In what other society do men of letters and government officials en masse obsess over flowers and collect rocks? These connections and associations are really quite extraordinary when one steps back and looks from afar, but to the Chinese it is the most natural thing in the world to desire just the right peony for the courtyard or the perfect stone to be displayed on the desktop or placed in the garden. By the Song dynasty (A.D. 960—1279) the appreciation of stones had become its own category of endeavor with specific criteria for assessing a stone’s character and beauty, including its form whether slender or thick, its surface whether smooth or wrinkled, the relationship between solids and voids, the presence of indentations, channels, peaks and valleys, and the nature of its balance or awkwardness, its symmetry or asymmetry, its resonance and rhythm, and its evocativeness, perhaps of a landscape, a rushing stream, or the head of a horse or dragon.
Artists and craftsmen immortalized stones in their works.

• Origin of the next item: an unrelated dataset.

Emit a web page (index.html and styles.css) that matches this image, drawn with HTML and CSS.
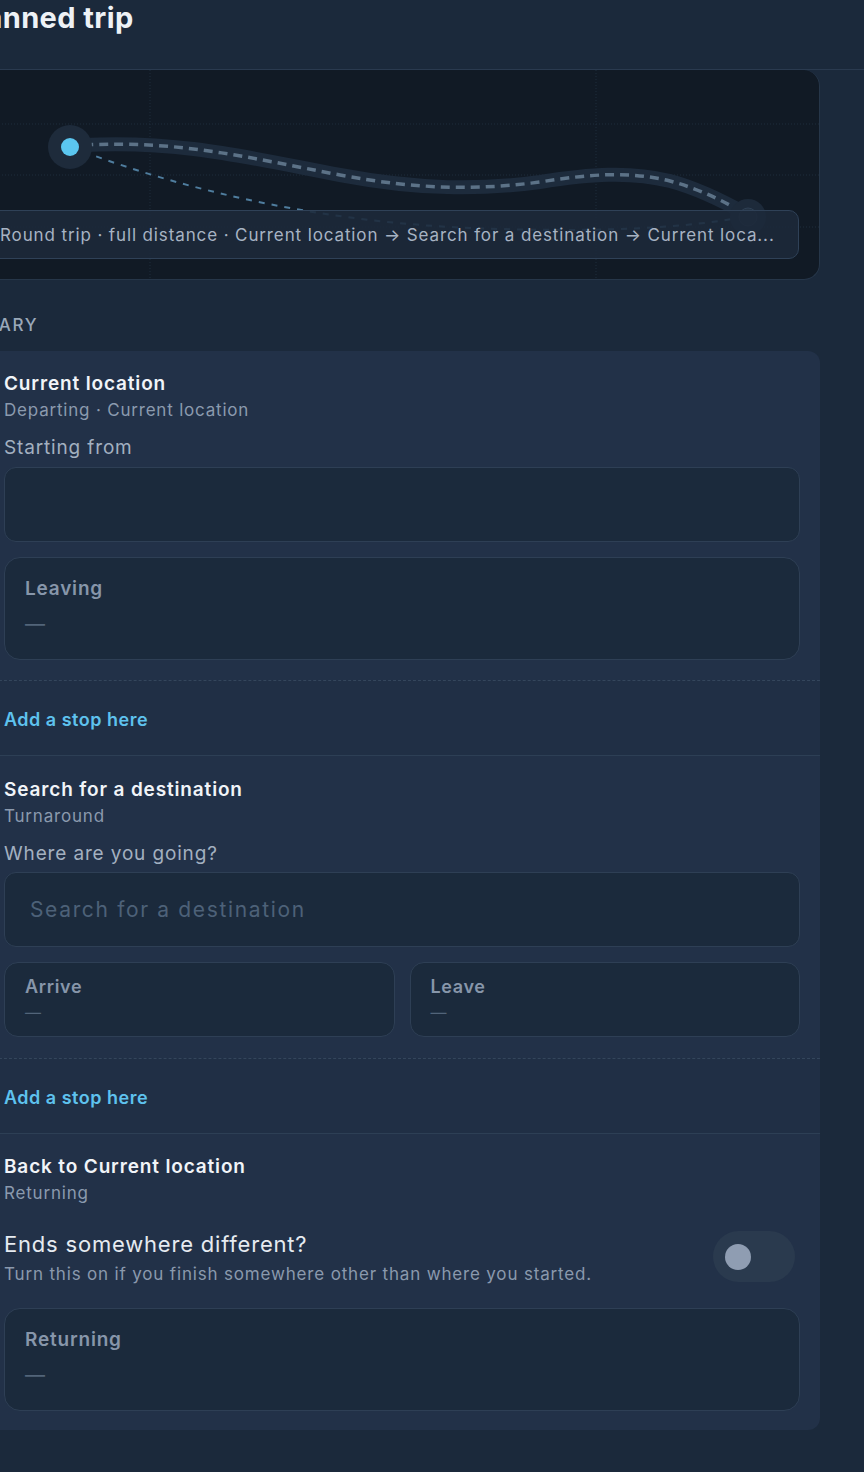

See, for example, the fantastic rock in the garden on the porcelain jar in the present journal, cat. 60, or that in a painting by aJapanese artist in cat. 34, as well as a fan painting with a rather eccentric looking gentleman in the company of a most magnificent rock (fig. 1). Literati captured the essence of stones in poetry and writers over many centuries have addressed the multitudinous aspects of the physical appearance and characteristics of stones as well as their geographical sources. All of their interests in the life of stones continues to engage artists, scholars, collectors, and students yet today.[1]
The present stone might be identified as a Ying stone, named after Yingde in Guangdong province that was the most important source for a particular type of fine-grained limestone, usually black but not exclusively, and notable for its calcite deposits and rippled surfaces (figs. 2-3). The calcite inclusions are in the form of veins or discrete pockets, and the color ranges from bright white to buff or yellowish, depending on exposure to soil or other materials. The glossiness of a stone’s surface might result from its long presence in water-filled cave, according to some sources, and the stone’s appearance can be enhanced through cutting or sawing to rework surface areas.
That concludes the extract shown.